Go ahead and mark it as the end of an era in professional golf if you're absolutely sure that Jack Nicklaus has been yipped into the sunset years of his career by the steel and nerve and immense talent of Tom Watson.
You could argue that way now, in these hours after Tom Watson has become the new king of the sport in a kingly land; when Watson has already become the Player of the Year, not to mention the future; when he has done it in the most memorable way in the annals of golf; and when he has done it for the second time in this season to the greatest player who ever wore a slipover shirt—Jack Nicklaus.
You could also say it very simply with numbers. In the last two rounds of last week's British Open, Tom Watson shot 65 and 65 to beat Nicklaus by one stroke. Oh, by the way, they were playing together. Oh, yes, and another thing: Watson's 72-hole total was 268, which was a new record by only eight shots. And, incidentally, the victory gave Watson his second major title of the year (and the third of his fresh and exciting career); he had taken the Masters, of course, standing up to Nicklaus in a slightly different pressurized situation. And, let's see, the British Open gave Watson his sixth win of the year and some $300,000 in Tour earnings.
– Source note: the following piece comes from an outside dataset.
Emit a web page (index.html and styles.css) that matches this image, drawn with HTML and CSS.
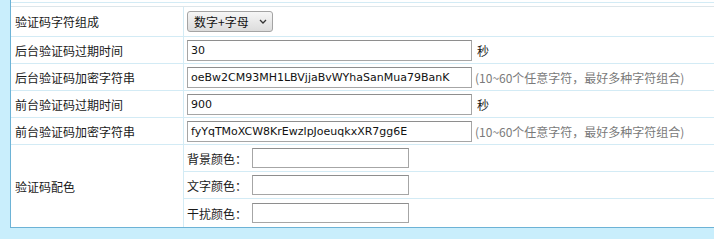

But all of that doesn't even begin to examine what the stakes were on the gorgeous links of Turnberry on Scotland's west coast in the most atmospheric, ancient and, some would argue, most treasured of golf's four major tournaments. Actually, what took place was the most colossal head-to-head shotmaking and low scoring in the history of golf.
Watson and Nicklaus started to lap the field on Friday, when their identical rounds of 68-70-65 had given them a three-stroke bulge on the nearest pursuers. But just when everyone was ready to concede that Friday's duel had outspectaculared anything ever witnessed from the days of the gutta-percha ball to those of the Apex shaft, Tom and Jack went out and did it all over again in Saturday's final round, spinning out the unbelievable drama and suspense to the very last delicate rap of Watson's putter on a two-foot birdie putt, which gave him a second consecutive 65 to Nicklaus's shabby, horrid and humiliating 66.
On each of the last two days, Watson came back from what looked to be certain doom to catch Nicklaus and finally do him in. Watson just would not go away, not in the face of Nicklaus's birdies, or his icy stare or his mighty reputation. When Watson was two behind in the third round, he fought back to tie Jack, and in so doing broke the Nicklaus rhythm and the tempo of his short putts. On Saturday, Watson came back again twice, once from three strokes down to tie, and again from two back, finishing the round with four blazing birdies over the last six holes.
Watson was two shots behind the premier player of the game with those six holes left. Who can give Nicklaus two shots over six holes and beat him by one? Who could even contemplate it? Only Tom Watson in this day and time, a Tom Watson who has the best complete game in golf and has been proving it all year. A Tom Watson who has the most reliable, solid swing around, who has the well-educated patience to hold himself in control, the strength and vigor of youth, and now the confidence and determination to make himself worthy of the No. 1 role he has seized.
Here's how it was at the most torturous time of all, out there at the par-3 15th hole in the last round after Watson had just stabbed Nicklaus through the front of his yellow sweater with a 60-foot birdie putt from the hardpan 10 feet off the green. That astonishing shot hit the flagstick and dived into the cup and brought Watson into a tie once more.
They went to the 16th tee, and Jack and Tom looked at each other. The blond and the redhead. Yesterday and today. Then and now. Dominguín and Ordóñez.
And Tom smiled at Jack. "This is what it's all about, isn't it?"